The game design on show here is a tad silly at times. Unavoidable bad guys, difficulty spikes, very little broadcasting of what a player is supposed to do. That last one is forgivable, obviously, but might be a bit brutal for new gamers. The formers? They can make Pankapu extremely frustrating. Especially with contrast to how easy certain parts of the game can be, even later on, luring you into a false sense of security before savaging you with a boss. This might be intentional, but it still put my controller in grave danger once or twice.
Over the course of the game you’ll unlock or acquire a set of new abilities and attacks, mostly for making your way around the game’s beautifully realised environments. You learn to double jump, stick to walls, glide, freeze deadly obstacles to get past. Like a true Metroidvania game, your skills and abilities continuously grow and evolve, keeping the gameplay varied and engaging.
But while the gameplay is interesting and well executed, it’s also by-the-numbers. Pankapu does very little to make itself stand out from the crowd of similar 2D action platformers. Yet another game where you can double jump, cling to walls, magnetise to specific surfaces to walk on ceilings.
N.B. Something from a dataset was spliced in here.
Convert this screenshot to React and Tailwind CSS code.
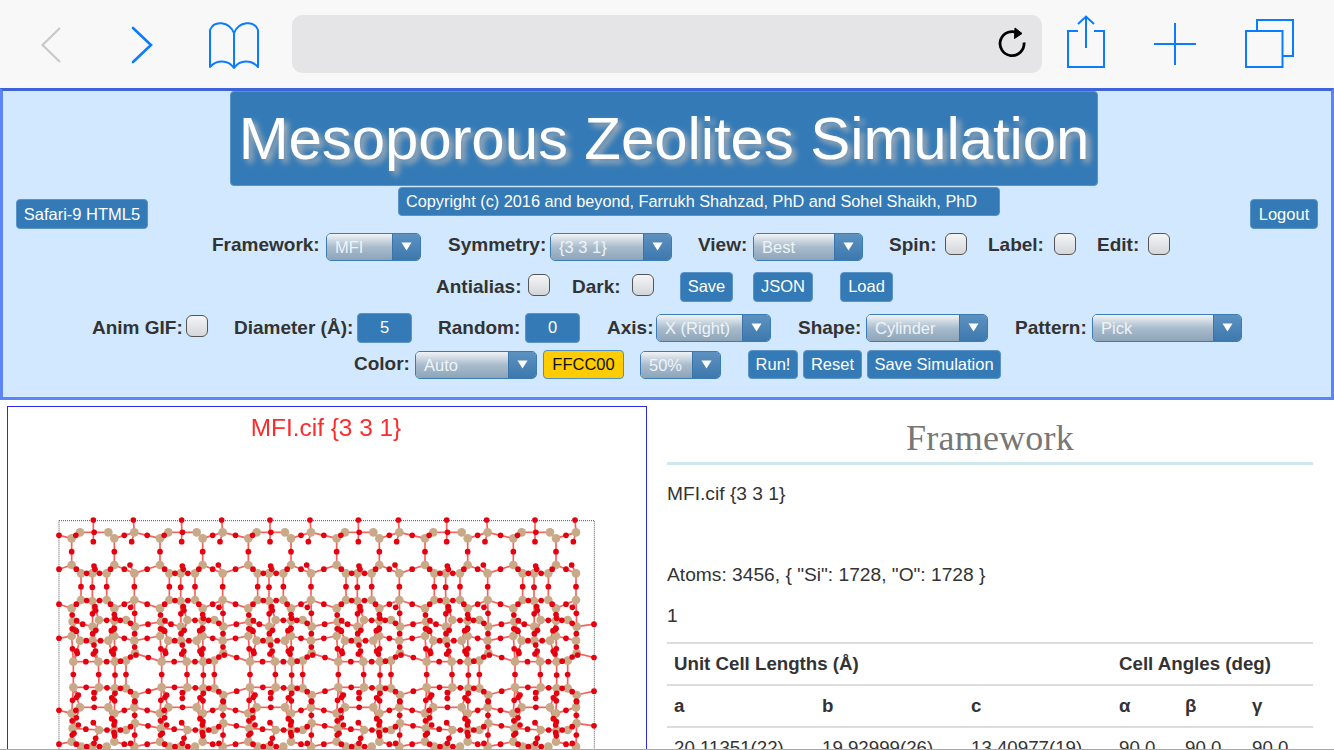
import React from "react";

const rows = [
  { left: true, a: [[215,415],[240,397],[325,397],[343,415],[403,397]] },
  { left: true, a: [[215,495],[243,520],[277,520],[320,520],[343,495],[403,520]] },
  { left: true, a: [[215,625],[243,600],[277,603],[320,600],[343,625],[403,600]] },
  { left: false, a: [[218,665],[278,680],[297,660],[343,662],[378,660],[405,680]] },
  { left: true, a: [[215,708],[240,722],[278,722],[325,722],[343,708],[403,722]] },
  { left: false, a: [[220,785],[295,785],[345,785],[378,782],[405,760]] },
  { left: false, a: [[220,862],[297,862],[345,865],[378,865],[405,885]] },
  { left: true, a: [[215,940],[240,922],[325,922],[343,940],[403,922]] },
  { left: false, a: [[218,985],[297,990],[345,990],[378,990],[405,970]] },
  { left: true, a: [[215,1025],[243,1040],[277,1040],[320,1040],[343,1025],[403,1040]] },
];
const P = 265;
const allSi = rows.flatMap((r) => r.a);
const extraO = [
  [282,498],[285,508],[390,495],[285,620],[392,622],[230,662],[226,690],[345,655],[342,688],
  [282,735],[232,760],[280,762],[340,762],[408,765],[235,885],[282,878],[282,895],[345,880],
  [235,975],[342,975],[280,968],[342,998],[282,1030],[392,1030],[222,1000],[405,905],
];

function buildLattice() {
  const bonds = [];
  const oxy = [];
  const si = [];
  const link = (x1, y1, x2, y2) => {
    bonds.push([x1, y1, x2, y2]);
    oxy.push([(x1 + x2) / 2, (y1 + y2) / 2]);
  };
  for (let t = 0; t < 6; t++) {
    const dx = t * P;
    rows.forEach((r, ri) => {
      r.a.forEach(([x, y], i) => {
        si.push([x + dx, y]);
        const nx = r.a[i + 1];
        if (nx && Math.hypot(nx[0] - x, nx[1] - y) > 30) link(x + dx, y, nx[0] + dx, nx[1]);
        const below = rows[ri + 1];
        if (below) {
          below.a.forEach(([bx, by]) => {
            if (Math.abs(bx - x) <= 22 && Math.hypot(bx - x, by - y) < 92) link(x + dx, y, bx + dx, by);
          });
        }
      });
    });
    [[280,360,280,397],[280,425,280,397],[400,360,403,397],[395,425,403,397]].forEach(([a,b,c,d]) => {
      bonds.push([a + dx, b, c + dx, d]);
      oxy.push([a + dx, b]);
    });
    extraO.forEach(([x, y]) => {
      let best = allSi[0];
      let bd = Infinity;
      allSi.forEach((s) => {
        const d = Math.hypot(s[0] - x, s[1] - y);
        if (d < bd) { bd = d; best = s; }
      });
      bonds.push([x + dx, y, best[0] + dx, best[1]]);
      oxy.push([x + dx, y]);
    });
  }
  rows.forEach((r) => {
    const first = r.a[0], last = r.a[r.a.length - 1];
    for (let t = -1; t < 6; t++) {
      const x1 = last[0] + t * P, x2 = first[0] + (t + 1) * P;
      const my = (last[1] + first[1]) / 2;
      if (t === -1) {
        if (r.left) { oxy.push([177, my]); bonds.push([177, my, x2, first[1]]); }
      } else if (t === 5) {
        if (!r.left) { oxy.push([1782, my]); bonds.push([x1, last[1], 1782, my]); }
      } else {
        link(x1, last[1], x2, first[1]);
      }
    }
  });
  return { bonds, oxy, si };
}

const lattice = buildLattice();

function Lattice() {
  return (
    <svg
      viewBox="24 147 1914 900"
      className="block w-[638px] h-[300px] blur-[0.3px]"
      aria-hidden="true"
    >
      <rect x="177" y="362" width="1606" height="900" fill="none" stroke="#555" strokeWidth="3" strokeDasharray="3 3" />
      {lattice.bonds.map((b, i) => (
        <line key={i} x1={b[0]} y1={b[1]} x2={b[2]} y2={b[3]} stroke="#f9605c" strokeWidth="5" />
      ))}
      {lattice.si.map((a, i) => (
        <circle key={i} cx={a[0]} cy={a[1]} r="13" fill="#c8a988" />
      ))}
      {lattice.oxy.map((a, i) => (
        <circle key={i} cx={a[0]} cy={a[1]} r="8.500" fill="#e4000f" />
      ))}
    </svg>
  );
}

function Btn({ w, children, className = "" }) {
  return (
    <div className={`flex items-center justify-center bg-[#337ab7] border border-[#5b93c7] rounded-[4px] text-white text-[16.5px] whitespace-nowrap ${w} ${className}`}>
      {children}
    </div>
  );
}

function Sel({ w, children, className = "" }) {
  return (
    <div className={`flex h-[28px] border border-[#3b7cb6] rounded-[5px] overflow-hidden ${w} ${className}`}>
      <div className="flex-1 flex items-center pl-[8px] pt-[2px] text-[16.5px] text-[#eef3f8] bg-gradient-to-b from-[#f2f4f6] via-[#a9bccd] to-[#8da4b8] whitespace-nowrap overflow-hidden">
        {children}
      </div>
      <div className="w-[28px] shrink-0 flex items-center justify-center bg-gradient-to-b from-[#5d92c0] to-[#3d78ad] border-l border-[#3b74a8]">
        <svg width="11" height="9" viewBox="0 0 11 9"><path d="M0.5 0.5 H10.5 L5.5 8.5 Z" fill="#fff" /></svg>
      </div>
    </div>
  );
}

function Check({ className = "" }) {
  return (
    <div className={`w-[22px] h-[22px] rounded-[6px] border border-[#555] bg-gradient-to-b from-[#f4f5f6] to-[#d4d6da] ${className}`} />
  );
}

function Lab({ w, children, className = "" }) {
  return <div className={`font-bold text-[19px] text-[#333] whitespace-nowrap ${w} ${className}`}>{children}</div>;
}

function Chrome() {
  return (
    <div className="h-[88px] shrink-0 bg-[#f8f8f8] flex items-start relative">
      <svg width="1334" height="88" viewBox="0 0 1334 88" className="absolute left-0 top-0" fill="none">
        <path d="M60 28 L42.500 45 L60 62" stroke="#c9c9c9" strokeWidth="2.200" />
        <path d="M133 28 L151 45 L133 62" stroke="#0a7cff" strokeWidth="2.600" strokeLinecap="round" />
        <path d="M234 33 C229 21 214 20 210 30 V67 C216 60 228 59 234 68 C240 59 252 60 258 67 V30 C254 20 239 21 234 33 V68" stroke="#0a7cff" strokeWidth="2" strokeLinejoin="round" />
        <path d="M1018.500 33.500 A12 12 0 1 0 1024 42.500" stroke="#000" strokeWidth="2.800" />
        <path d="M1015 28 L1022 33.500 L1014.500 38.500 Z" fill="#000" stroke="#000" strokeWidth="1" />
        <path d="M1078 31 H1068 V67 H1104 V31 H1094" stroke="#0a7cff" strokeWidth="2" />
        <path d="M1086 48 V17 M1078 24 L1086 16.500 L1094 24" stroke="#0a7cff" strokeWidth="2" />
        <path d="M1154 44 H1196 M1175 23 V65" stroke="#0a7cff" strokeWidth="2" />
        <rect x="1246" y="31" width="36.500" height="36" stroke="#0a7cff" strokeWidth="2" />
        <path d="M1257 31 V20 H1293 V56 H1283" stroke="#0a7cff" strokeWidth="2" />
      </svg>
      <div className="ml-[292px] mt-[15px] w-[750px] h-[58px] rounded-[10px] bg-[#e5e5e7]" />
    </div>
  );
}

function Controls() {
  return (
    <div className="h-[312px] shrink-0 bg-[#d2e8ff] border-[3px] border-[#5c85fb] border-t-[#3f63d8] flex flex-col">
      <div className="flex justify-center pr-[6px]">
        <div className="w-[868px] h-[95px] bg-[#337ab7] border border-[#5b93c7] rounded-[4px] text-white text-[60px] tracking-[-0.1px] flex items-center justify-center whitespace-nowrap [text-shadow:4px_4px_6px_#b5b5b5]">
          Mesoporous Zeolites Simulation
        </div>
      </div>
      <div className="h-[39px] flex justify-between items-start px-[13px] pt-[1px]">
        <Btn w="w-[132px]" className="h-[30px] mt-[12px]">Safari-9 HTML5</Btn>
        <Btn w="w-[602px]" className="h-[29px] justify-start! pl-[7px] text-[16.3px]!">Copyright (c) 2016 and beyond, Farrukh Shahzad, PhD and Sohel Shaikh, PhD</Btn>
        <Btn w="w-[68px]" className="h-[30px] mt-[12px]">Logout</Btn>
      </div>
      <div className="h-[41px] flex items-center pl-[209px]">
        <Lab w="w-[108px]">Framework:</Lab>
        <Sel w="w-[95px]" className="ml-[6px] mt-[2px]">MFI</Sel>
        <Lab w="w-[96px]" className="ml-[27px]">Symmetry:</Lab>
        <Sel w="w-[122px]" className="ml-[6px] mt-[2px]">{"{3 3 1}"}</Sel>
        <Lab w="w-[48px]" className="ml-[26px]">View:</Lab>
        <Sel w="w-[110px]" className="ml-[7px] mt-[2px]">Best</Sel>
        <Lab w="w-[46px]" className="ml-[26px]">Spin:</Lab>
        <Check className="ml-[10px] -mt-[4px]" />
        <Lab w="w-[60px]" className="ml-[21px]">Label:</Lab>
        <Check className="ml-[6px] -mt-[4px]" />
        <Lab w="w-[41px]" className="ml-[21px]">Edit:</Lab>
        <Check className="ml-[10px] -mt-[4px]" />
      </div>
      <div className="h-[41px] flex items-center pl-[433px]">
        <Lab w="w-[83px]" className="mt-[2px]">Antialias:</Lab>
        <Check className="ml-[9px] -mt-[4px]" />
        <Lab w="w-[49px]" className="ml-[22px] mt-[2px]">Dark:</Lab>
        <Check className="ml-[11px] -mt-[4px]" />
        <Btn w="w-[53px]" className="h-[30px] ml-[26px]">Save</Btn>
        <Btn w="w-[60px]" className="h-[30px] ml-[20px]">JSON</Btn>
        <Btn w="w-[53px]" className="h-[30px] ml-[27px]">Load</Btn>
      </div>
      <div className="h-[41px] flex items-center pl-[89px]">
        <Lab w="w-[88px]" className="mt-[2px]">Anim GIF:</Lab>
        <Check className="ml-[6px] -mt-[4px]" />
        <Lab w="w-[118px]" className="ml-[26px] mt-[2px]">Diameter (Å):</Lab>
        <Btn w="w-[55px]" className="h-[30px] ml-[5px] border-[#2f6ea6]">5</Btn>
        <Lab w="w-[82px]" className="ml-[26px] mt-[2px]">Random:</Lab>
        <Btn w="w-[55px]" className="h-[30px] ml-[5px] border-[#2f6ea6]">0</Btn>
        <Lab w="w-[43px]" className="ml-[27px] mt-[2px]">Axis:</Lab>
        <Sel w="w-[115px]" className="ml-[6px]">X (Right)</Sel>
        <Lab w="w-[62px]" className="ml-[27px] mt-[2px]">Shape:</Lab>
        <Sel w="w-[122px]" className="ml-[6px]">Cylinder</Sel>
        <Lab w="w-[71px]" className="ml-[27px] mt-[2px]">Pattern:</Lab>
        <Sel w="w-[150px]" className="ml-[6px]">Pick</Sel>
      </div>
      <div className="h-[33px] flex items-center pl-[351px]">
        <Lab w="w-[55px]" className="-mt-[1px]">Color:</Lab>
        <Sel w="w-[122px]" className="ml-[6px]">Auto</Sel>
        <div className="ml-[6px] w-[81px] h-[29px] flex items-center justify-center bg-[#ffcc00] border border-[#4f8fc6] rounded-[4px] text-[#111] text-[16.5px]">FFCC00</div>
        <Sel w="w-[81px]" className="ml-[16px]">50%</Sel>
        <Btn w="w-[50px]" className="h-[29px] ml-[27px]">Run!</Btn>
        <Btn w="w-[59px]" className="h-[29px] ml-[5px]">Reset</Btn>
        <Btn w="w-[134px]" className="h-[29px] ml-[5px]">Save Simulation</Btn>
      </div>
    </div>
  );
}

function ChartBox() {
  return (
    <div className="w-[640px] shrink-0 h-[400px] border border-[#2a2aee] bg-white">
      <div className="h-[42px] flex items-center justify-center pr-[2px] text-[24.4px] text-[#ff2a2a] blur-[0.3px]">MFI.cif {"{3 3 1}"}</div>
      <Lattice />
    </div>
  );
}

function Info() {
  const th = "text-left font-bold px-[7px]";
  const td = "text-left font-normal px-[7px]";
  return (
    <div className="w-[646px] shrink-0 ml-[20px] text-[19.2px] text-[#333]">
      <div className="h-[59px] flex items-end justify-center pb-[4px] border-b-[3px] border-[#cfe8ef] font-['Liberation_Serif',serif] text-[36px] leading-[40px] text-[#777] tracking-[0.2px]">Framework</div>
      <div className="h-[20px] mt-[19px] leading-[20px]">MFI.cif {"{3 3 1}"}</div>
      <div className="h-[20px] mt-[61px] leading-[20px]">Atoms: 3456, {'{ "Si": 1728, "O": 1728 }'}</div>
      <div className="h-[20px] mt-[21px] leading-[20px]">1</div>
      <table className="mt-[16px] w-full table-fixed border-collapse border-t-2 border-[#dddddd] text-[18.7px]">
        <colgroup>
          <col className="w-[148px]" />
          <col className="w-[149px]" />
          <col className="w-[148px]" />
          <col className="w-[66px]" />
          <col className="w-[67px]" />
          <col />
        </colgroup>
        <thead>
          <tr className="h-[42px] border-b-2 border-[#dddddd]">
            <th colSpan={3} className={th}>Unit Cell Lengths (Å)</th>
            <th colSpan={3} className={th}>Cell Angles (deg)</th>
          </tr>
          <tr className="h-[42px] border-b-2 border-[#dddddd]">
            <th className={th}>a</th>
            <th className={th}>b</th>
            <th className={th}>c</th>
            <th className={th}>α</th>
            <th className={th}>β</th>
            <th className={th}>γ</th>
          </tr>
        </thead>
        <tbody>
          <tr className="h-[42px]">
            <td className={td}>20.11351(22)</td>
            <td className={td}>19.92999(26)</td>
            <td className={td}>13.40977(19)</td>
            <td className={td}>90.0</td>
            <td className={td}>90.0</td>
            <td className={td}>90.0</td>
          </tr>
        </tbody>
      </table>
    </div>
  );
}

export default function App() {
  return (
    <div className="w-[1334px] h-[750px] overflow-hidden bg-white flex flex-col font-['Liberation_Sans',Arial,sans-serif]">
      <Chrome />
      <Controls />
      <div className="flex-1 min-h-0 overflow-hidden flex items-start pl-[7px] pt-[6px] border-b border-[#a8a8a8]">
        <ChartBox />
        <Info />
      </div>
    </div>
  );
}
You name a movement skill from Symphony of the Night and Pankapu probably has some version of it split amongst it’s avatars.
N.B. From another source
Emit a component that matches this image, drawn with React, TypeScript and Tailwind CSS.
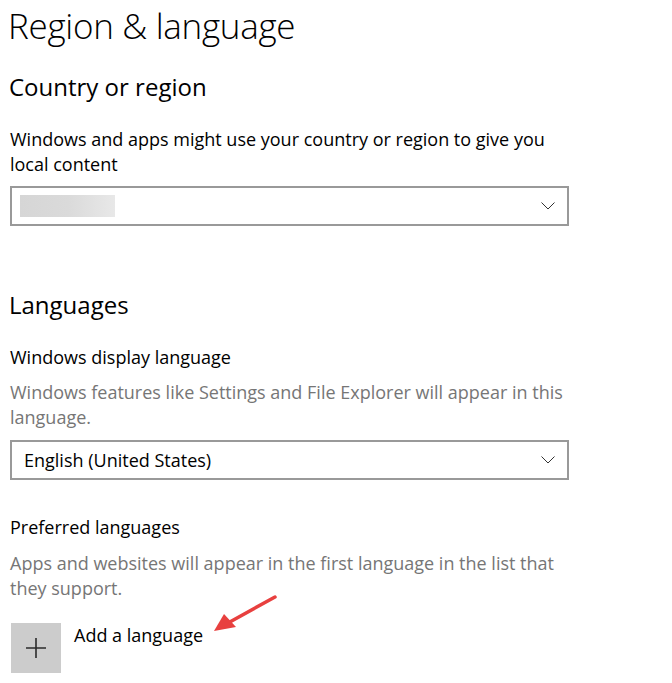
import React from 'react';

const font = { fontFamily: '"Open Sans", "Noto Sans", sans-serif' };

const Chevron = () => (
  <svg width="14" height="8" viewBox="0 0 14 8" className="shrink-0">
    <path d="M0.5 0.5 L7 7 L13.5 0.5" fill="none" stroke="#333" strokeWidth="1" />
  </svg>
);

const Dropdown: React.FC<{ children?: React.ReactNode }> = ({ children }) => (
  <div className="flex items-center justify-between w-[559px] h-[40px] border-2 border-[#999999] bg-white pl-[8px] pr-[12px]">
    <div className="flex items-center">{children}</div>
    <Chevron />
  </div>
);

export default function App() {
  return (
    <div className="relative w-[672px] h-[683px] bg-white overflow-hidden text-black" style={font}>
      <div className="pl-[10px] pt-[6px]">
        <h1 className="text-[35px] font-light leading-[40px] tracking-[-0.3px] ml-[-2px]">
          Region &amp; language
        </h1>

        <h2 className="mt-[25px] text-[24px] font-normal leading-[32px] ml-[-1px]">Country or region</h2>

        <p className="mt-[24px] text-[18px] leading-[25px] w-[560px]">
          Windows and apps might use your country or region to give you local content
        </p>
        <div className="mt-[9px]">
          <Dropdown>
            <div className="w-[95px] h-[22px] bg-gradient-to-r from-[#d6d6d6] via-[#dadada] to-[#e8e8e8]" />
          </Dropdown>
        </div>

        <h2 className="mt-[63px] text-[24px] font-normal leading-[32px] ml-[-1px]">Languages</h2>

        <p className="mt-[24px] text-[18px] leading-[25px]">Windows display language</p>
        <p className="mt-[10px] text-[18px] leading-[25px] text-[#767676] w-[560px]">
          Windows features like Settings and File Explorer will appear in this language.
        </p>
        <div className="mt-[10px]">
          <Dropdown>
            <span className="text-[18px] leading-[25px] pl-[4px]">English (United States)</span>
          </Dropdown>
        </div>

        <p className="mt-[35px] text-[18px] leading-[25px]">Preferred languages</p>
        <p className="mt-[11px] text-[18px] leading-[25px] text-[#767676] w-[560px]">
          Apps and websites will appear in the first language in the list that they support.
        </p>

        <div className="mt-[22px] flex items-start gap-[13px]">
          <div className="w-[50px] h-[50px] bg-[#cccccc] flex items-center justify-center ml-[1px]">
            <svg width="22" height="22" viewBox="0 0 22 22">
              <path d="M11 1 V21 M1 11 H21" stroke="#2b2b2b" strokeWidth="1.6" />
            </svg>
          </div>
          <span className="text-[18px] leading-[25px]">Add a language</span>
        </div>
      </div>

      {/* annotation arrow */}
      <svg className="absolute left-0 top-0 pointer-events-none" width="672" height="683">
        <line x1="275" y1="597" x2="228" y2="623" stroke="#e8403f" strokeWidth="3.5" strokeLinecap="round" />
        <polygon points="214,631 224,614 236,627" fill="#e8403f" />
      </svg>
    </div>
  );
}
Speaking of which, one of the most interesting additions to Pankapu‘s arsenal is the ability to switch between bodies at will, Trine style. Doing so gives you access to a whole set of new abilities. This is where the majority of Pankapu‘s movement skills come from, and you’ll often need to string together movement skills with switching up avatar mid-air on the fly in order to glide to safety or leap out of the way of an enemy.
It’s a good challenge, but it can also be fiddly and annoying given how you’re expected to select which set of abilities you want to be using at any given time. You scroll linearly through your avatars with the shoulder buttons, instead of having avatars bound to specific buttons. In the middle of a jump it can be very easy to forget which button will take you to which avatar and get murdered.
Another thing that might prove frustrating is an issue I encountered with stuttering that got me killed more than a few times mid-jump. It’s probably a bug as it only happened during one of my play sessions, but it’s worth keeping in mind.
It’s particularly infuriating later on when boss fights rely on this feature and a single confused button press will undo all of the fight progress you’ve made.That said, a player that properly memorises and masters this will not have any issues. It’s more of a failure to account for human error than an error on the developer’s part.
Overall, Pankapu is not a failure. It’s a very good looking, competent 2D action platformer with a decent amount of content (it originated as an episodic game) and design that ranges from infuriatingly difficult to mind-numbingly simple. Unfortunately, none of this makes it particularly unique or interesting.
Chances are you’ll have a good time playing Pankapu if you pick it up, but it’s very unlikely that anyone will be putting it on their list of best games ever made. It’s good, not great, and slightly lets down its beautiful art style with its unremarkable gameplay.
Pankapushing it’s way into the console space, this episodic platformer lacks innovation.